Can a pencil grip improve handwriting? Improving handwriting is the reason to use a pencil grip in the first place right? Or is the reason because a grasp-pattern “looks non-typical” or maybe children were taught skills too early? Why is it that there are now so many different types of pencil grips available?

One of the first grips was the Stetro Grip. Then the simple foam grips that provided comfort and increased circumference for easier grasping appeared. Next in no particular order are The Grip, Grotto Grip, Handi-writer, Triangle grip, Star Grip to name a few. These grips are different from the adapted grips that were developed to give children access to holding a utensil.

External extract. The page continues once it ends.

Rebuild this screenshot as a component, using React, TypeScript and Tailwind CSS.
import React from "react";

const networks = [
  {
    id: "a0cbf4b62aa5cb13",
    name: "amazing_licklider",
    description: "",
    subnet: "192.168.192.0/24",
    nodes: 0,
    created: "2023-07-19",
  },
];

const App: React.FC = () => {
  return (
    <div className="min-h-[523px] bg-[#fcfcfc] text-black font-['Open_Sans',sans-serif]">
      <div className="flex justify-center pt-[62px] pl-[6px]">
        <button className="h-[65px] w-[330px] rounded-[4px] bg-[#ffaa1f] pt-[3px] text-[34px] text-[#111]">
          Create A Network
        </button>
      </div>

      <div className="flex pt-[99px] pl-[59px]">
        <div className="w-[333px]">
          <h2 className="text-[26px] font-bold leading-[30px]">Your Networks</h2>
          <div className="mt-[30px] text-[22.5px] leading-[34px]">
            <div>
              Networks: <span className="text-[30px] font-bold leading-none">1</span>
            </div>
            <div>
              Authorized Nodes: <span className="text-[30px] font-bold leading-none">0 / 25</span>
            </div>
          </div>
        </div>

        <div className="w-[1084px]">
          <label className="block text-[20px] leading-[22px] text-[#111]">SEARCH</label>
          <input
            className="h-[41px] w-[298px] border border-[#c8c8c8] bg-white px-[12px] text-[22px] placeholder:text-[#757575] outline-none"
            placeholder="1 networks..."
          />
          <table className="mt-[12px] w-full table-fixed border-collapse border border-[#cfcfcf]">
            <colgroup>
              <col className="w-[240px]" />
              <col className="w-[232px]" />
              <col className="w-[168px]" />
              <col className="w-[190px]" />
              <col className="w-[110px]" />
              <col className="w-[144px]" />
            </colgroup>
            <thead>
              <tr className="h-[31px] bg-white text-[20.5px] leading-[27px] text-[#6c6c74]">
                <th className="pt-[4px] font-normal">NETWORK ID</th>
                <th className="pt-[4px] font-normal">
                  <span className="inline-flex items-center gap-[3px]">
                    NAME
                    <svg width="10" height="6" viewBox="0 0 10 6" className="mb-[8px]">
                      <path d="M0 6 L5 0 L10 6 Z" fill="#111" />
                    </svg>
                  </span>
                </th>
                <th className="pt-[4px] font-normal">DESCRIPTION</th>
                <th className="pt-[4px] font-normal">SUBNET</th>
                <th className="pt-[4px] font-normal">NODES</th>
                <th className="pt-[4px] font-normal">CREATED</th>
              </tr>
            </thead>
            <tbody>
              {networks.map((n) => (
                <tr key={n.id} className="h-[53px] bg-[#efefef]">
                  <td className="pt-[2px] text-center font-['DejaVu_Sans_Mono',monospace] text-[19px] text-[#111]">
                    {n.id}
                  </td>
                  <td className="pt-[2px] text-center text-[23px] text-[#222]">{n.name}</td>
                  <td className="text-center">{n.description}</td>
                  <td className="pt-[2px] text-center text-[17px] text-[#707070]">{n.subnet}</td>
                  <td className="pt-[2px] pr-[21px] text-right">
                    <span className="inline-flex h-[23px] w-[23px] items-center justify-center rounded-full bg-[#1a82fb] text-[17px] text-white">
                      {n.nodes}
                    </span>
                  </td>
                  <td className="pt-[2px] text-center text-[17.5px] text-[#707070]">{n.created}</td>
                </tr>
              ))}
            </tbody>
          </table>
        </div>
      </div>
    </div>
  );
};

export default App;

The grips named above were created to change an existing grasp pattern for the pencil (or other writing tools).

Children do develop a dynamic tripod grasp between the ages of 2:8 to 3:0 years. At about this age, children are beginning to first imitate then copy very simple strokes such as vertical lines, horizontal lines and circles. Tracing occurs a little after the initiation of copying as tracing does require greater visual tracking and motor control.

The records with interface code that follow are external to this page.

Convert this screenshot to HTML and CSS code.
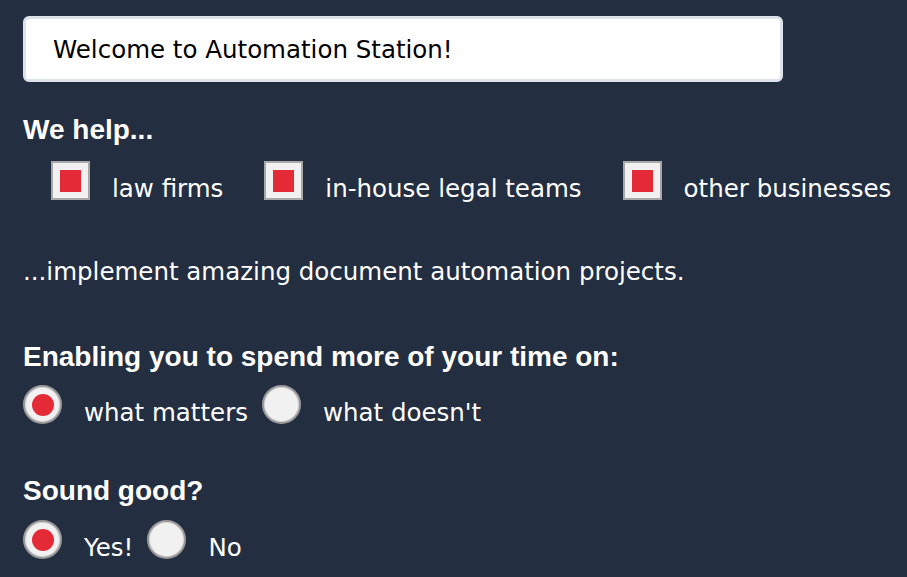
FILE: index.html
```html
<!DOCTYPE html>
<html lang="en">
<head>
<meta charset="utf-8">
<title>Automation Station</title>
<link rel="stylesheet" href="styles.css">
</head>
<body>
<main class="page">
  <input class="welcome" type="text" value="Welcome to Automation Station!">

  <section class="group group-help">
    <h2 class="heading">We help...</h2>
    <div class="options checks">
      <label class="opt check-opt"><input type="checkbox" class="box" checked><span class="opt-text">law firms</span></label>
      <label class="opt check-opt"><input type="checkbox" class="box" checked><span class="opt-text">in-house legal teams</span></label>
      <label class="opt check-opt"><input type="checkbox" class="box" checked><span class="opt-text">other businesses</span></label>
    </div>
  </section>

  <p class="statement">...implement amazing document automation projects.</p>

  <section class="group group-time">
    <h2 class="heading">Enabling you to spend more of your time on:</h2>
    <div class="options radios">
      <label class="opt radio-opt"><input type="radio" name="time" class="dot" checked><span class="opt-text">what matters</span></label>
      <label class="opt radio-opt"><input type="radio" name="time" class="dot"><span class="opt-text">what doesn't</span></label>
    </div>
  </section>

  <section class="group group-sound">
    <h2 class="heading">Sound good?</h2>
    <div class="options radios">
      <label class="opt radio-opt"><input type="radio" name="good" class="dot" checked><span class="opt-text">Yes!</span></label>
      <label class="opt radio-opt"><input type="radio" name="good" class="dot"><span class="opt-text">No</span></label>
    </div>
  </section>
</main>
</body>
</html>
```

FILE: styles.css
```css
html, body {
  margin: 0;
  padding: 0;
}

body {
  background: #242e41;
  color: #ffffff;
  font-family: "DejaVu Sans", sans-serif;
  font-size: 24.5px;
  overflow: hidden;
}

.page {
  display: flex;
  flex-direction: column;
  align-items: flex-start;
  padding: 16px 0 0 23px;
}

.welcome {
  box-sizing: border-box;
  width: 760px;
  height: 66px;
  margin: 0;
  padding: 0 0 0 27px;
  border: 3px solid #dce3ea;
  border-radius: 6px;
  background: #ffffff;
  color: #000000;
  font-family: "DejaVu Sans", sans-serif;
  font-size: 24.5px;
  outline: none;
}

.group {
  display: flex;
  flex-direction: column;
}

.heading {
  margin: 0;
  font-family: "Liberation Sans", Arial, sans-serif;
  font-weight: bold;
  font-size: 28px;
  line-height: 30px;
}

.group-help {
  margin-top: 33px;
}

.group-time {
  margin-top: 56px;
}

.group-sound {
  margin-top: 52px;
}

.options {
  display: flex;
  align-items: center;
}

.checks {
  margin-top: 16px;
  padding-left: 28px;
}

.radios {
  margin-top: 13px;
}

.group-sound .radios {
  margin-top: 14px;
}

.opt {
  display: flex;
  flex-shrink: 0;
  align-items: center;
  gap: 22px;
}

.check-opt {
  margin-right: 41px;
}

.check-opt:last-child,
.radio-opt:last-child {
  margin-right: 0;
}

.radio-opt {
  margin-right: 14px;
}

.opt-text {
  padding-top: 16px;
  line-height: 23px;
  white-space: nowrap;
}

.box {
  appearance: none;
  -webkit-appearance: none;
  box-sizing: border-box;
  width: 39px;
  height: 39px;
  margin: 0;
  border: 2px solid #a8a8a8;
  background: #f1f1f1;
  display: grid;
  place-content: center;
}

.box:checked::before {
  content: "";
  width: 21px;
  height: 22px;
  background: #e52a37;
}

.dot {
  appearance: none;
  -webkit-appearance: none;
  box-sizing: border-box;
  width: 39px;
  height: 39px;
  margin: 0;
  border: 2px solid #9a9a9a;
  border-radius: 50%;
  background: #f1f1f1;
  box-shadow: inset 0 0 0 1px #d6d6d6;
  display: grid;
  place-content: center;
}

.dot:checked::before {
  content: "";
  width: 22px;
  height: 22px;
  border-radius: 50%;
  background: #e52a37;
}

.statement {
  margin: 58px 0 0;
  line-height: 28px;
}
```
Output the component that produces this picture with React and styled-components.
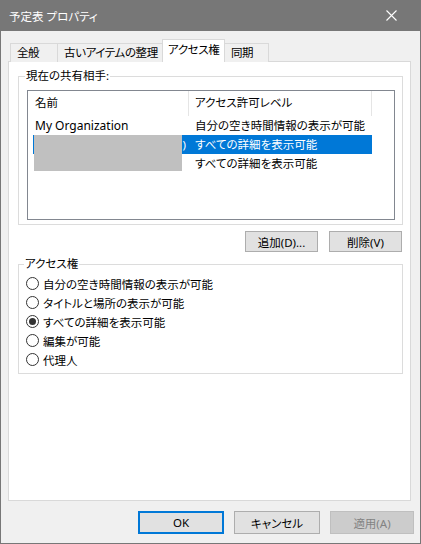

Over the years, younger and younger children have been encouraged to hold pencils, crayons and other writing tools to perform higher-level skills for which they are developmentally unprepared. Many well-intentioned pre-school programs want to give the children a ‘Jump Start” for school by teaching these preschoolers to write their names. Since many preschool children do not have an understanding of how the strokes make letters and have not developed precision in handling tools, they compensate by holding the utensil perhaps tighter or using a whole-hand pattern. They are developing these non-typical patterns to control a pencil to ‘draw’ these strokes that are in fact letters. They are laying down a motor plan to write these letters. The position of the hand, visual perception and kinesthetic feedback are all being learned each time they perform a task. These skills are many times splinter skills. As the school age child continues on in school these patterns are still there as learned. The teacher wants a grip to improve the grasp pattern, which will improve the handwriting-?

As most therapists know, it is really hard to change a grasp pattern on a writing tool. It is not as simple as putting on the grip to get improved handwriting as the result. If a pencil grip is going to be introduced, it needs to be initiated with a task that does not have a motor plan already laid down. In other words, don’t start with handwriting. Be creative with using the pencil grip with the focus on grasp prior to starting the writing process. Play tic-tac-toe; push holes in paper with Styrofoam under it etc. Most important, determine if the grasp pattern is a big deal anyway or does it just look non-typical.